__Provided data__.
****************

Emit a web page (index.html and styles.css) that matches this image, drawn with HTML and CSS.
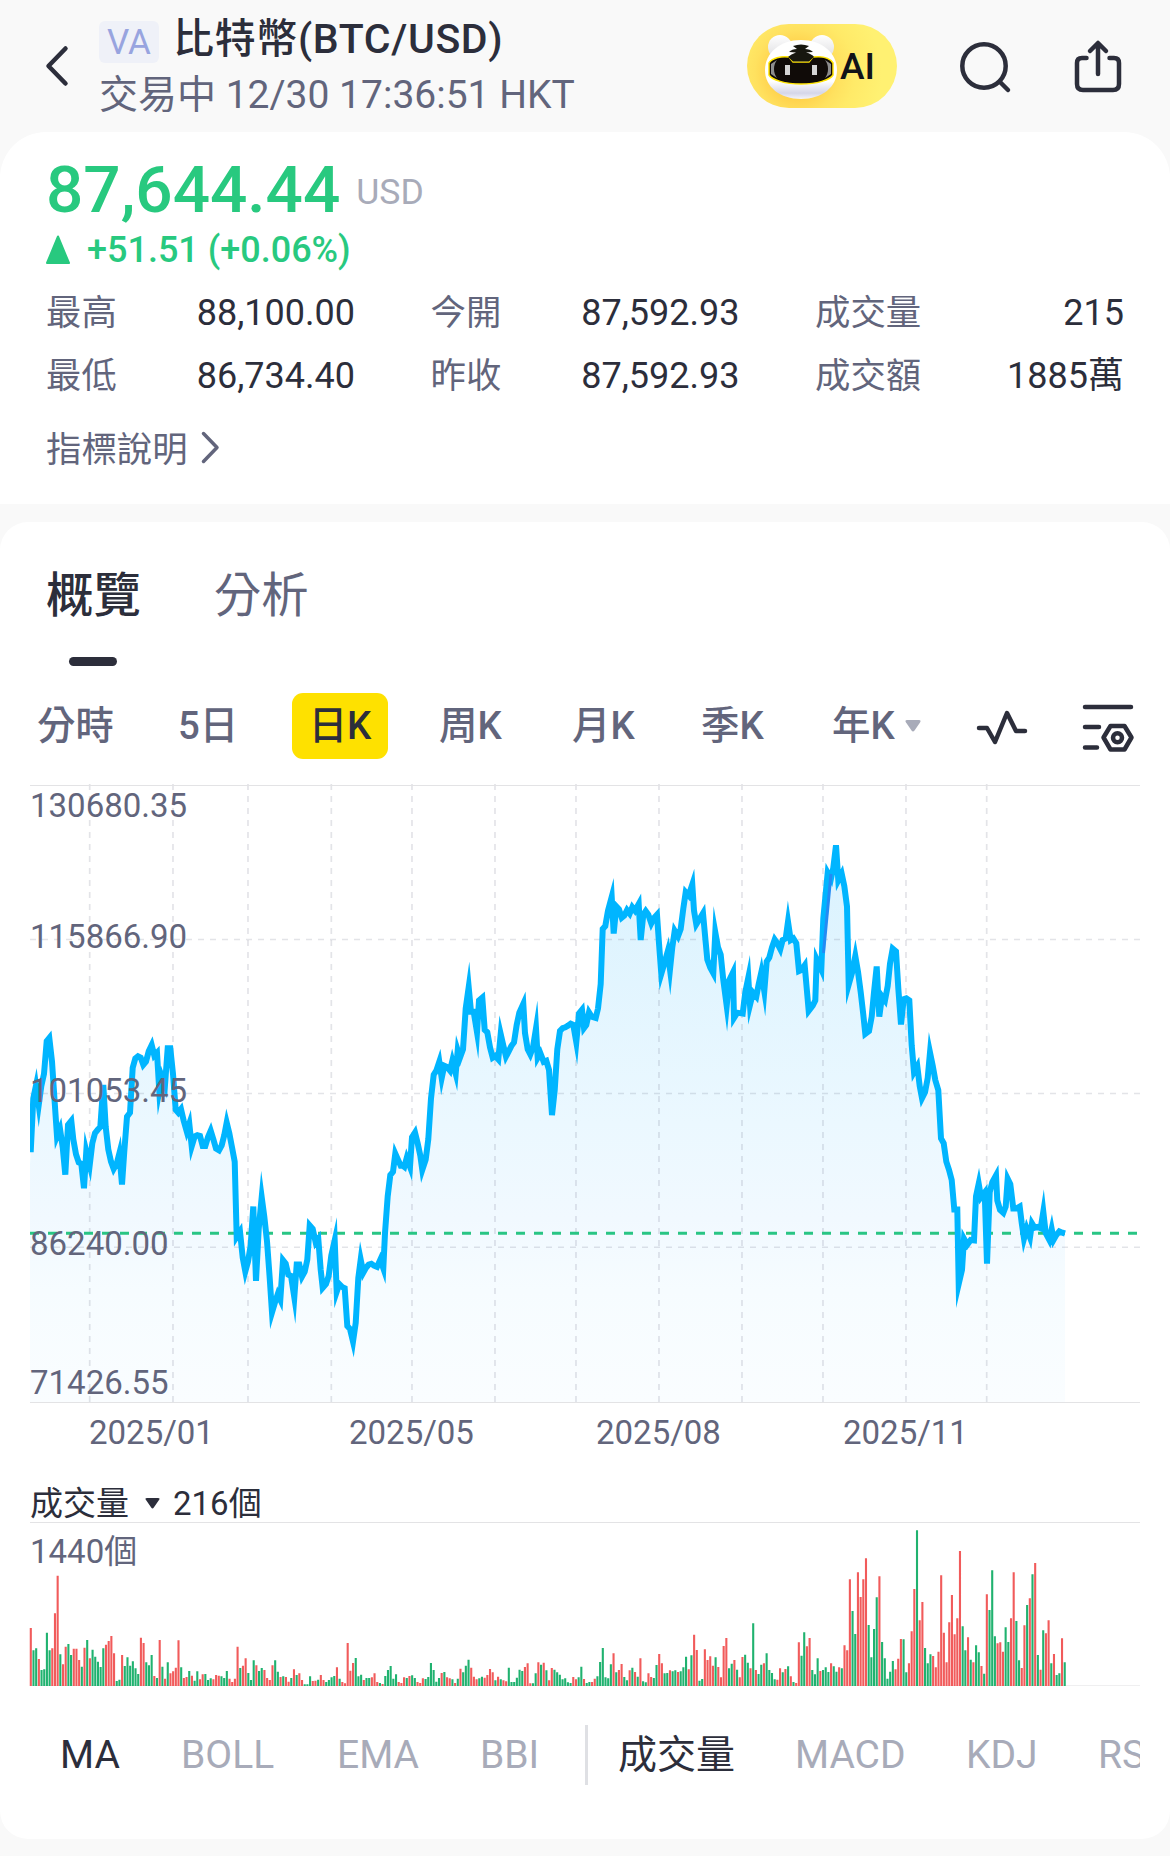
FILE: index.html
```html
<!DOCTYPE html>
<html lang="zh-Hant">
<head>
<meta charset="utf-8">
<title>比特幣(BTC/USD)</title>
<link rel="stylesheet" href="styles.css">
</head>
<body>
<header class="topbar">
  <svg class="back" width="30" height="50" viewBox="0 0 30 50"><path d="M21.500 7.500 4.500 25 21.500 42.500"/></svg>
  <div class="heading">
    <div class="title-row"><span class="badge">VA</span><h1>比特幣(BTC/USD)</h1></div>
    <div class="status">交易中 12/30 17:36:51 HKT</div>
  </div>
  <div class="ai-pill">
    <svg width="74" height="70" viewBox="0 0 74 70">
      <defs>
        <linearGradient id="head" x1="0" y1="0" x2="0" y2="1"><stop offset=".7" stop-color="#fff"/><stop offset=".9" stop-color="#d5d6e8"/><stop offset="1" stop-color="#f4f4fa"/></linearGradient>
        <linearGradient id="ear" x1="0" y1="0" x2="0" y2="1"><stop offset="0" stop-color="#fff"/><stop offset="1" stop-color="#dcdce0"/></linearGradient>
      </defs>
      <circle cx="15" cy="16" r="12" fill="url(#ear)"/><circle cx="57" cy="16" r="12" fill="url(#ear)"/>
      <path d="M36 9C57 9 72 22 72 39S57 68 36 68 0 56 0 39 15 9 36 9Z" fill="url(#head)"/>
      <path d="M4 32C7 27 16 25 24 26L28 31H44L48 26C57 25 65 27 68 32V44C65 49 52 53 36 53S7 49 4 44Z" fill="#100b08" stroke="#ffe400" stroke-width="1.500"/>
      <path d="M12 29 6 33V43L12 47C8 42 8 34 12 29ZM60 29 66 33V43L60 47C64 42 64 34 60 29Z" fill="#8d8d8d"/>
      <path d="M28 15Q36 12 44 15L40 18Q45 18 48 21L41 21.500Q47 23 49 26L44 30.500H28L23 26Q26 23 31 21.500L24 21Q27 18 32 18Z" fill="#17170f"/>
      <path d="M20 34h5v10h-5zM47 34h5v10h-5z" fill="#d5d5d5"/>
    </svg>
    <span>AI</span>
  </div>
  <svg class="icon search" width="60" height="60" viewBox="0 0 60 60"><circle cx="30" cy="30" r="21.700"/><path d="M46 46 54 54"/></svg>
  <svg class="icon" width="60" height="60" viewBox="0 0 60 60"><path d="M30 38V8M22 15 30 7 38 15M18.500 22H14Q9 22 9 27V48Q9 54 15 54H45Q51 54 51 48V27Q51 22 46 22H41.500"/></svg>
</header>

<section class="card quote">
  <div class="price">87,644.44<span>USD</span></div>
  <div class="change"><svg width="26" height="30" viewBox="0 0 26 30"><path d="M12 1.500 23 28H1Z"/></svg>+51.51 (+0.06%)</div>
  <dl class="stats">
    <div><dt>最高</dt><dd>88,100.00</dd></div>
    <div><dt>今開</dt><dd>87,592.93</dd></div>
    <div><dt>成交量</dt><dd>215</dd></div>
    <div><dt>最低</dt><dd>86,734.40</dd></div>
    <div><dt>昨收</dt><dd>87,592.93</dd></div>
    <div><dt>成交額</dt><dd>1885萬</dd></div>
  </dl>
  <div class="explain">指標說明<svg width="20" height="36" viewBox="0 0 20 36"><path d="M2.500 4.500 16 18.500 2.500 32.500"/></svg></div>
</section>

<section class="card market">
  <nav class="tabs"><a class="active">概覽</a><a>分析</a></nav>
  <nav class="periods">
    <a>分時</a><a>5日</a><a class="active">日K</a><a>周K</a><a>月K</a><a>季K</a>
    <a class="year">年K<svg width="18" height="14" viewBox="0 0 18 14"><path d="M3 1H15Q17.500 1 16 3.500L10.500 11.500Q9 13.500 7.500 11.500L2 3.500Q.5 1 3 1Z"/></svg></a>
    <svg class="icon" width="56" height="44" viewBox="0 0 56 44"><path d="M4 24H12L20 38 32 9 41 27H50"/></svg>
    <svg class="icon" width="56" height="52" viewBox="0 0 56 52"><path d="M4 7H50M4 27H18M4 47.500H16M29.500 26H43.500L50.500 37.500 43.500 49.500H29.500L22.500 37.500Z"/><circle cx="36.500" cy="37.800" r="4.500"/></svg>
  </nav>
  <svg class="chart" id="price-chart" width="1110" height="700" viewBox="0 0 1110 700">
    <defs>
      <linearGradient id="area" gradientUnits="userSpaceOnUse" x1="0" y1="60" x2="0" y2="618">
        <stop offset="0" stop-color="#d9f2fe"/><stop offset=".5" stop-color="#ebf8ff"/><stop offset=".67" stop-color="#f1f9ff"/><stop offset=".8" stop-color="#f6fcff"/><stop offset="1" stop-color="#fafdff"/>
      </linearGradient>
      <clipPath id="plot"><rect width="1110" height="619"/></clipPath>
    </defs>
    <path class="area"/>
    <g class="grid"></g>
    <path class="frame" d="M0 1.500H1110M0 618.500H1110"/>
    <path class="last" d="M0 449.300H1110"/>
    <path class="line" clip-path="url(#plot)"/>
    <path class="overlap" d="M793.500 169 801 90"/>
    <g class="axis">
      <text x="0" y="33">130680.35</text><text x="0" y="164">115866.90</text><text x="0" y="318">101053.45</text><text x="0" y="471">86240.00</text><text x="0" y="610">71426.55</text>
      <text x="59" y="660">2025/01</text><text x="319" y="660">2025/05</text><text x="566" y="660">2025/08</text><text x="813" y="660">2025/11</text>
    </g>
  </svg>
  <div class="volume-head">成交量<svg width="17" height="13" viewBox="0 0 17 13"><path d="M3 1H14Q16.500 1 15 3L9.800 10.500Q8.500 12.500 7.200 10.500L2 3Q.5 1 3 1Z"/></svg>216個</div>
  <svg class="chart" id="volume-chart" width="1110" height="166" viewBox="0 0 1110 166">
    <path class="frame" d="M0 .5H1110"/><path class="base" d="M0 163.500H1110"/>
    <g class="axis"><text x="0" y="41">1440個</text></g>
    <path class="down"/><path class="up"/>
  </svg>
  <nav class="indicators">
    <a class="active">MA</a><a>BOLL</a><a>EMA</a><a>BBI</a><i></i><a class="active">成交量</a><a>MACD</a><a>KDJ</a><a>RSI</a>
  </nav>
</section>
<script src="charts.js"></script>
</body>
</html>
```
FILE: styles.css
```css
* { box-sizing: border-box; }
body {
  margin: 0; width: 1170px; height: 1856px; overflow: hidden;
  background: #f9f9f9; color: #2c2e3b;
  font-family: Roboto, "Noto Sans CJK TC", sans-serif; white-space: nowrap;
}
svg { display: block; flex: none; }
.topbar { display: flex; align-items: center; height: 132px; padding-left: 44px; }
.back { fill: none; stroke: #2c2e3b; stroke-width: 4.5; stroke-linecap: round; stroke-linejoin: round; }
.heading { width: 648px; margin-left: 25px; }
.title-row { display: flex; align-items: center; height: 56px; margin-top: 2px; }
.badge { width: 60px; height: 42px; margin-top: 5px; border-radius: 6px; background: #eff1f8; color: #98a4df; font-size: 35px; line-height: 43px; text-align: center; }
h1 { margin: 0 0 0 14px; font-size: 41px; line-height: 56px; font-weight: 500; letter-spacing: .65px; }
.status { color: #62657c; font-size: 39px; line-height: 56px; }
.ai-pill {
  display: flex; align-items: center; width: 150px; height: 84px; padding-left: 18px; border-radius: 42px;
  background: radial-gradient(circle at 50px 48px, #ffd04a 25px, #ffe15f 42px, #ffea68 58px, #fff172 85px);
  color: #111318; font-size: 37px; font-weight: 500;
}
.ai-pill span { margin-left: 1px; }
.icon { fill: none; stroke: #2c2e3b; stroke-width: 4.5; stroke-linecap: round; stroke-linejoin: round; }
.search { margin: 0 54px 0 57px; }
.card { background: #fff; }
.quote { height: 372px; padding: 19px 46px 0; border-radius: 46px 46px 0 0; }
.price { height: 77px; line-height: 78px; font-size: 65.7px; font-weight: 500; color: #28c97f; }
.price span { margin-left: 16px; font-size: 35.6px; font-weight: 400; line-height: 1; vertical-align: 8px; color: #a8abb9; }
.change { display: flex; align-items: center; height: 44px; font-size: 36px; font-weight: 500; color: #28c97f; }
.change svg { margin-right: 15px; }
.change path { fill: #28c97f; stroke: #28c97f; stroke-width: 2; stroke-linejoin: round; }
.stats { display: grid; grid-template-columns: repeat(3, 309px); column-gap: 75.5px; margin: 10px 0 0; font-size: 36px; line-height: 63px; }
.stats div { display: flex; justify-content: space-between; }
.stats dt { color: #62657c; font-size: 35.4px; }
.stats dd { margin: 0; }
.explain { display: flex; align-items: center; height: 49px; margin-top: 14px; font-size: 35.4px; color: #62657c; }
.explain svg { margin-left: 13px; }
.explain path { fill: none; stroke: #62657c; stroke-width: 3.5; stroke-linecap: round; stroke-linejoin: round; }
.market { height: 1317px; margin-top: 18px; padding: 40px 30px 0; border-radius: 28px; }
.tabs { display: flex; gap: 73px; height: 131px; padding-left: 16px; font-size: 47.4px; line-height: 68px; color: #62657c; }
.tabs .active { color: #2c2e3b; font-weight: 500; }
.tabs .active::after { content: ""; display: block; width: 48px; height: 9px; margin: 27px auto 0; border-radius: 5px; background: #2c2e3b; }
.tabs a { font-weight: 400; }
.periods { display: grid; grid-template-columns: 141px 114px 147px 133px 129px 131px 143px 106px 60px; align-items: center; height: 66px; padding-left: 7px; font-size: 38.4px; font-weight: 500; line-height: 66px; color: #62657c; }
.periods .active { width: 96px; border-radius: 11px; background: #fee100; color: #2c2e3b; text-align: center; }
.year { display: flex; align-items: center; }
.year svg { margin-left: 9px; fill: #a8abb9; }
.chart { margin-top: 25px; overflow: visible; }
.frame, .base { stroke: #e3e3e5; stroke-width: 1.2; }
.base { stroke: #efeff0; }
.area { fill: url(#area); }
.grid path { fill: none; stroke: #505a6e; stroke-opacity: .16; }
.grid .h { stroke-width: 1.5; stroke-dasharray: 6; }
.grid .v { stroke-width: 1.7; stroke-dasharray: 6; }
.last { stroke: #29c584; stroke-width: 3; stroke-dasharray: 9; }
.line { fill: none; stroke: #00b5ff; stroke-width: 6; stroke-miterlimit: 10; }
.overlap { stroke: #238bf4; stroke-width: 3; }
.axis { fill: #62657c; font-size: 33px; }
.volume-head { display: flex; align-items: center; height: 37px; margin-top: 1px; font-size: 33px; line-height: 37px; }
.volume-head svg { margin: 0 12px 0 15px; fill: #2c2e3b; }
#volume-chart { margin-top: 0; }
.down { stroke: #f15b5b; stroke-width: 2.1; }
.up { stroke: #20b26f; stroke-width: 2.1; }
.indicators { display: grid; grid-template-columns: 121px 156px 143px 105px 33px 177px 171px 132px 60px; align-items: center; overflow: hidden; height: 60px; margin-top: 37px; padding-left: 30px; font-size: 39px; line-height: 60px; color: #a8abb9; }
.indicators .active { color: #2c2e3b; }
.indicators i { width: 3px; height: 60px; background: #dfe0e4; }
```
FILE: charts.js
```javascript
// Closing-price trace, in three consecutive runs of x,y samples with the x offset of each run.
// A starred sample gives the height that the pointed tip of the stroke reaches there.
const runs = [
  [0, "32,912 40,780 48,705* 56,850* 64,750 72,720 80,640 88,632 96,690 104,790 111,905* 120,827* 128,900 136,967 144,845 154,835 160,880 168,917 176,937 184,940 192,1000 199,860* 209,985* 217,890 225,865 233,857 241,850 250,747 257,850 265,905 273,935 281,970* 290,940 298,915 306,991 313,910 321,825 330,815 338,705 346,682 354,677 362,680 370,712* 378,690 386,665 395,628* 403,675 411,668 418,822* 426,700* 435,780* 443,657 451,657 459,720 467,808 475,815 483,790* 491,835 500,885* 508,808* 515,935* 524,873 532,870 540,872 548,897 556,897 564,875 572,838* 580,880 588,903 597,918* 605,895 613,870 620,805* 628,865 636,900 644,935 650,1143* 660,1085* 668,1170 676,1237* 684,1180 692,1140 700,1045 708,1227 716,1100 725,958* 733,1070 741,1130 749,1220 756,1345* 765,1280 773,1260 781,1302* 789,1157* 797,1185 805,1212 813,1215 823,1333* 830,1187 838,1187 846,1237* 854,1205 862,1175 869,1073* 878,1100 887,1150* 895,1105* 902,1200 908,1262* 918,1235 926,1215 934,1165 944,1070* 950,1293* 958,1235 966,1242 974,1245 982,1338 990,1345 999,1415* 1007,1330 1015,1220 1022,1130* 1030,1228* 1038,1195 1046,1187 1054,1185 1062,1190 1071,1193 1081,1155* 1090,1235* 1095,1110 1103,1020 1111,968 1119,960 1126,888* 1134,930 1142,945"],
  [1140, "8,945 13,948 20,902* 30,982* 36,875 45,845* 53,890 61,920 67,988* 77,930 85,880 93,780 101,722 109,712 118,658* 125,772* 133,700 141,703 150,712 157,658* 167,763* 173,625* 180,680 189,660 197,560 206,445* 213,568 221,568 231,683* 237,540 247,533 254,612 262,618 270,655 278,680 286,676 295,702* 302,577* 310,650 318,698* 326,665 334,652 342,643 350,600 358,570 370,518* 375,620 383,660 391,690* 399,655 408,540* 413,680 421,652* 431,700* 439,688 447,710 456,821 464,760 472,660 480,615 488,608 496,606 504,602 512,597 520,600 529,698* 537,572 546,545* 552,627* 559,600 567,550* 575,580 587,583 594,560 602,500 608,365 616,358 624,320 635,240* 641,376 649,310 657,317 665,350* 673,332 681,305* 689,342* 697,297* 705,320 716,278* 722,392 730,330 737,308* 745,330 754,370* 762,338 771,330 777,400 784,515* 793,450 803,383* 810,527* 817,410 824,348* 834,400* 842,365 850,315 857,275 866,283 877,218* 882,320 889,375* 899,340 909,303* 915,380 922,440 931,460 940,500* 946,308* 954,410 962,428 970,490 980,617* 988,490 999,440* 1002,607* 1012,570 1020,571 1028,572 1036,520 1045,428* 1050,600* 1059,505* 1069,547* 1076,500 1084,432* 1093,580* 1100,445 1108,435 1116,410 1124,375* 1132,400 1141,435* 1148,392 1157,388"],
  [2280, "24,295* 32,392 40,388 49,400 57,468 65,465 74,433* 80,510 86,585* 98,553 106,540 110,408* 124,495* 130,340 143,203* 153,262* 160,215 168,160 175,273* 185,208* 193,260 201,310 206,550* 217,470 226,390* 234,470 242,520 250,575 256,622 267,615 275,580 282,520 290,457 298,580 306,530 315,540 323,505 330,450 338,413 348,420 355,510 363,599 371,537 379,535 388,540 395,650 402,740* 412,678* 419,750 426,802* 435,765 443,730 450,617* 458,700 466,735 475,760 483,878 491,890 499,935 507,955 515,980 523,1052 532,1052 536,1293* 546,1200 552,1098* 562,1152* 572,1127 582,1128 588,1020 596,950* 603,1040* 614,990* 621,1185 629,1010 637,985 648,942* 652,1030 660,1053 670,1073* 677,1045 683,950* 691,990 700,1050 709,1050 719,1033* 725,1085 732,1160* 740,1075* 750,1150* 756,1065* 764,1097 773,1095 782,1098 790,1003* 797,1110 808,1148* 815,1100 821,1147* 829,1115 838,1097* 847,1109 855,1111"]
];
const halfStroke = 3;
const samples = runs.flatMap(([offset, list]) => list.split(" ").map(item => {
  const [x, y] = item.replace("*", "").split(",").map(Number);
  const py = y / 2.45 - 4;
  return { x: (x + offset) / 3 - 10, y: py, tip: item.endsWith("*") ? py : null };
}));

// A mitered join reaches past its vertex: pull each starred vertex back by that reach.
const isPeak = samples.map((p, i) => p.tip !== null && i > 0 && p.y < (samples[i - 1].y + samples[i + 1].y) / 2);
for (let pass = 0; pass < 8; pass++) {
  samples.forEach((p, i) => {
    if (p.tip === null) return;
    const a = samples[i - 1], b = samples[i + 1], sign = isPeak[i] ? 1 : -1;
    let near = 0, far = Math.max(4, Math.min((a.y - p.tip) * sign, (b.y - p.tip) * sign));
    for (let step = 0; step < 20; step++) {
      const depth = (near + far) / 2, y = p.tip + sign * depth;
      const left = Math.atan2(p.x - a.x, (a.y - y) * sign), right = Math.atan2(b.x - p.x, (b.y - y) * sign);
      const reach = halfStroke / Math.sin(Math.max(0.05, (left + right) / 2)) * Math.cos((right - left) / 2);
      if (reach > depth) near = depth; else far = depth;
    }
    p.y = p.tip + sign * near;
  });
}

const trace = "M" + samples.map(p => p.x.toFixed(1) + " " + p.y.toFixed(1)).join("L");
const price = document.getElementById("price-chart");
price.querySelector(".line").setAttribute("d", trace);
price.querySelector(".area").setAttribute("d", trace + "V618H0V380Z");

const rows = [155.6, 309.5, 463.3].map(y => `<path class="h" d="M0 ${y}H1110"/>`);
const columns = [59.7, 143, 218, 301.3, 382, 465, 546, 629, 712, 793, 876, 956.7].map(x => `<path class="v" d="M${x} 0V618"/>`);
price.querySelector(".grid").innerHTML = rows.concat(columns).join("");

// Daily volume: r = down day, g = up day, the number is the bar's top in thirds of a pixel.
const volume = "r444 g511 g505 r537 g570 g568 g458 g511 r505 r400 r287 g523 r553 r500 g492 g525 r506 r506 r540 g560 r503 g480 r535 g509 g530 g545 g561 g505 r494 r483 r468 r520 g603 g599 r525 g558 g532 g557 g544 g565 g582 r473 r489 g547 g556 g525 r588 g594 r480 g560 r596 g547 r580 r574 r563 r481 g562 r594 r591 g573 r587 g602 g574 r598 r583 g582 g600 g595 r598 r585 r587 g589 g594 g573 r596 r606 r596 r500 g564 r557 r535 g579 g600 g541 r556 g573 g564 r570 r594 r600 r556 g541 g575 r591 g589 r591 r605 g594 r568 g585 r580 r600 g613 g613 g589 r603 r602 g599 r585 r600 g606 g600 g592 g588 r562 g596 r606 r610 r489 r572 r549 g534 g589 g584 r600 g594 g594 r592 r580 r606 g609 r612 g588 g570 g558 g596 g583 r606 r609 r592 g594 r588 g586 g594 r606 r609 r595 g597 g591 g549 g570 g605 g594 r579 g576 r592 r595 g598 r609 g596 r566 g577 g557 g539 r563 r590 r598 g595 g590 r593 r585 r567 r577 g601 r590 g598 r601 r604 g563 g606 g606 g593 g569 g573 r561 r550 r610 g610 g580 r547 g554 r548 g571 r601 r564 g569 g577 g584 g598 g595 g607 g609 r591 r598 g592 g560 r597 g609 g606 r606 r596 g589 g546 g504 g592 g595 g553 r520 g577 r570 r552 g591 g601 r571 g563 r576 g590 r535 g604 g607 r580 r591 g594 g555 r522 r550 g580 g579 r571 g574 g571 r576 g574 g562 g530 r568 g526 r464 r510 g602 g597 r508 r540 r529 r557 g532 r561 r592 r498 r474 g565 g551 r540 g569 r592 r531 g524 g548 r565 g430 r570 g582 g554 r550 g520 g570 g579 g598 r599 r565 g577 r567 g559 r589 g606 r609 r487 g527 g457 r499 r474 g570 g583 g535 r573 g570 g562 g576 r550 g559 g575 r562 g565 r496 r511 r298 g393 g462 r277 r351 r298 r235 g435 g532 g447 g352 r289 g486 g535 g596 g575 g543 r568 r536 r477 g478 g577 r550 r454 r327 g151 r421 r366 g504 g550 g523 r528 r562 r515 r286 r458 r547 r427 r345 r463 r415 r213 g439 g511 r472 g539 r547 g496 g517 r558 g581 r343 g390 g271 g469 r490 r487 r515 g442 g486 r415 r277 g423 g541 r564 r436 g375 r355 g283 r249 g525 r569 g451 r460 r421 g550 r522 g585 g580 r475 g547".split(" ");
const bars = { r: "", g: "" };
volume.forEach((bar, i) => {
  const x = 0.8 + i * 2.6855;
  bars[bar[0]] += `M${x.toFixed(2)} 164V${(bar.slice(1) / 3 - 42).toFixed(1)}`;
});
document.querySelector(".down").setAttribute("d", bars.r);
document.querySelector(".up").setAttribute("d", bars.g);
```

****************

__What is being asked__.
In the listing above, count each line that holds the string "styles". Give the number only.

__Output__.
3